Table 4 presents the results of average AUC for our proposed algorithm IUSDS, with compared algorithms. The results of IUSDS algorithms are efficient when compared with C4.5; out of the all 15 incremental data stream chunks, our proposed IUSDS algorithm have won on all 15. When compared with Hoeffding Tree our proposed IUSDS algorithm have achieved 6 wins, 2 ties and 7 losses out of 15 incremental data stream chunks. The trends of accuracy, TP rate and TN Rate are shown in the figure 1 and 2 respectively. The trends in figures also show that our proposed IUSDS algorithm had performed well against the compared algorithms.
Table 5, 6, 7, 8, 9 and 10 presents the results of average precision, recall, F-measure, TP Rate, FP Rate ad TN Rate respectively for our proposed algorithm IUSDS, with compared algorithms.
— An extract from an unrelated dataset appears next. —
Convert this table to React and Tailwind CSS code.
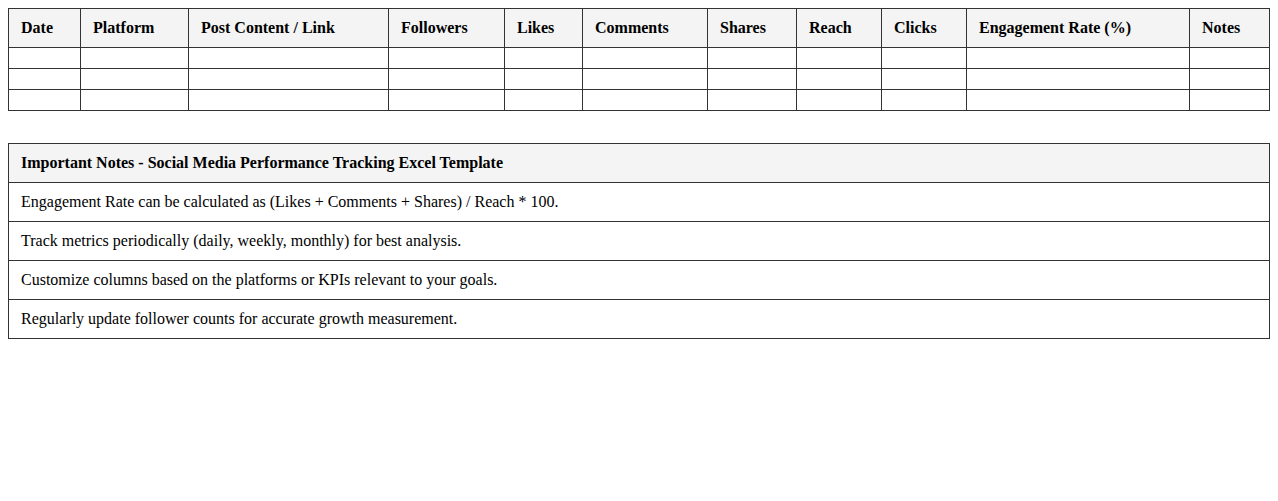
import React from "react";

const columns = [
  { label: "Date", w: "w-[72px]" },
  { label: "Platform", w: "w-[108px]" },
  { label: "Post Content / Link", w: "w-[200px]" },
  { label: "Followers", w: "w-[116px]" },
  { label: "Likes", w: "w-[78px]" },
  { label: "Comments", w: "w-[125px]" },
  { label: "Shares", w: "w-[89px]" },
  { label: "Reach", w: "w-[85px]" },
  { label: "Clicks", w: "w-[85px]" },
  { label: "Engagement Rate (%)", w: "w-[223px]" },
  { label: "Notes", w: "w-[80px]" },
];

const notes = [
  "Engagement Rate can be calculated as (Likes + Comments + Shares) / Reach * 100.",
  "Track metrics periodically (daily, weekly, monthly) for best analysis.",
  "Customize columns based on the platforms or KPIs relevant to your goals.",
  "Regularly update follower counts for accurate growth measurement.",
];

const App = () => {
  return (
    <div className="bg-white min-h-[501px] p-2 text-black text-[16px] leading-[18px] font-['Liberation_Serif','Times_New_Roman',serif]">
      {/* Tracking table */}
      <table className="w-full table-fixed border-collapse">
        <colgroup>
          {columns.map((c) => (
            <col key={c.label} className={c.w} />
          ))}
        </colgroup>
        <thead>
          <tr>
            {columns.map((c) => (
              <th
                key={c.label}
                className="border border-[#333] bg-[#f4f4f4] px-3 py-[10px] text-left font-bold"
              >
                {c.label}
              </th>
            ))}
          </tr>
        </thead>
        <tbody>
          {[0, 1, 2].map((r) => (
            <tr key={r}>
              {columns.map((c) => (
                <td key={c.label} className="border border-[#333] px-3 py-[10px] h-[21px]"></td>
              ))}
            </tr>
          ))}
        </tbody>
      </table>

      {/* Notes table */}
      <table className="w-full border-collapse mt-[32px]">
        <thead>
          <tr>
            <th className="border border-[#333] bg-[#f4f4f4] px-3 py-[10px] text-left font-bold">
              Important Notes - Social Media Performance Tracking Excel Template
            </th>
          </tr>
        </thead>
        <tbody>
          {notes.map((n) => (
            <tr key={n}>
              <td className="border border-[#333] px-3 py-[10px]">{n}</td>
            </tr>
          ))}
        </tbody>
      </table>
    </div>
  );
};

export default App;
The results of IUSDS algorithms are efficient when compared with C4.5 and Hoeffding Tree on all 15 incremental data stream chunks. The summary of the wins, ties and losses are given in the table 11. The proposed IUSDS approach is efficient to solve the real time issues of knowledge discovery for imbalance and noisy data streams. The experimental results clearly indicate that, the IUSDS approach performs better on the data streams than the classical approaches.
6.
Conclusion
In this paper, Incremental Under Sampling for Data Stream algorithm is proposed using an efficient and unique under sampling strategy. IUSDS approach under samples the prominent and class oriented instances from the minority subset for better knowledge discovery from the data streams. The experimental results suggest that the IUSDS approach efficiently discovers knowledge from the imbalance data streams. In future work, we want to mitigate the solution for the problem of concept drift for imbalance data streams.